The various techniques that may be used to obtain skin biopsies include shave biopsy, punch biopsy and excisional biopsy. Skin biopsies, compared to other biopsies are relatively low-risk procedures and are associated with very few complications. However, like other biopsies, they require a consenting patient and anesthesia, typically local.
Slide tissue biopsy from skin for diagnosis in pathology laboratory. Image Copyright: Pongsak A / Shutterstock
This technique entails the use of a curved razor or small scalpel by an experienced surgeon to minimize the risk of scarring. It is the most commonly used technique. This is because it is relatively quick to perform, cost-effective and requires simple wound care. Shave biopsies may be done superficially, or via saucerization, and produce flat specimens.
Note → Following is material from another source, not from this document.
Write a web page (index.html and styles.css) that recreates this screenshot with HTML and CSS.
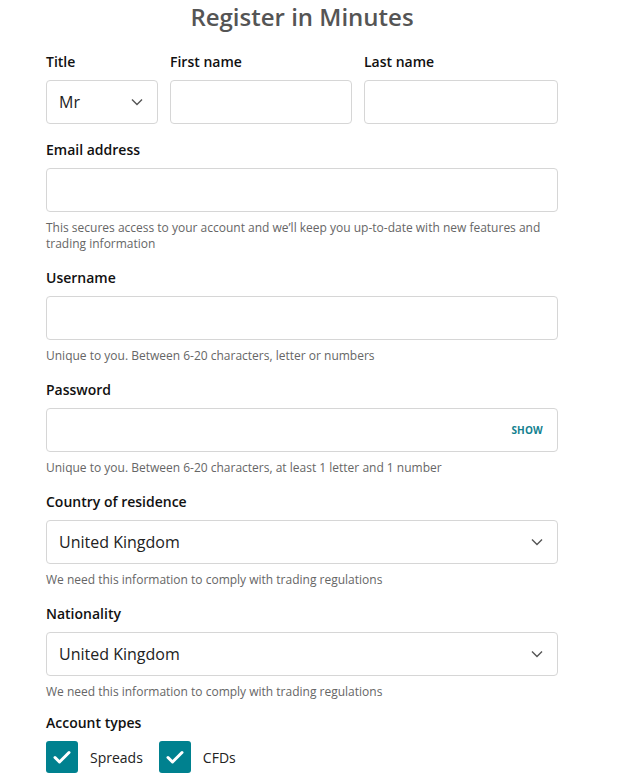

Superficial shave biopsies are mainly used to evaluate lesions that are predominantly in the epidermis of the skin. These include skin tags, warts, and squamous or basal cell carcinomas. Under local anesthetic, a thin disk of tissue is removed for examination. The area is kept moist and covered for at least 7 days to prevent significant scar formation.
Saucerization biopsies require the use of curved razor blades to obtain specimens from lesions that extend deeper into the skin, that is, into the dermis and subcutaneous fat. Indications for saucerization biopsies include suspicious lesions that are heavily pigmented or lesions that are difficult to remove via the superficial technique due to their anatomical location. Moreover, saucerization is preferred in the case of lesions in anatomical locations that are likely to produce scars that become hypertrophic or spread excessively. These include those found on the ears or upper arm.
Punch biopsies produce cylindrical specimens due to their circular blades that are rotated through the skin to the subcutaneous tissue. These biopsies may be incisional or excisional. The type of punch biopsy adopted depends on the type of tissue and the size of the lesion. Lesions biopsied with this method include dysplastic nevi and bullous or inflammatory eruptions. These biopsies may require sutures to assist with quicker wound healing and to improve the chances of a better cosmetic result. Despite their ability to provide full-thickness specimens, punch biopsies are limited in terms of the width of sample obtained. This limitation is particularly crucial in tumor staging and in arriving at a prognosis of malignant lesions.
These biopsies involve removal of the entire lesion, including a margin of surrounding healthy skin as well. They are ideally suited for the removal and diagnosis of small melanomas. Excisional biopsies require sutures and may heal with scarring. Skin grafts or flaps may be used to replace large areas of skin that may have been removed during the procedure.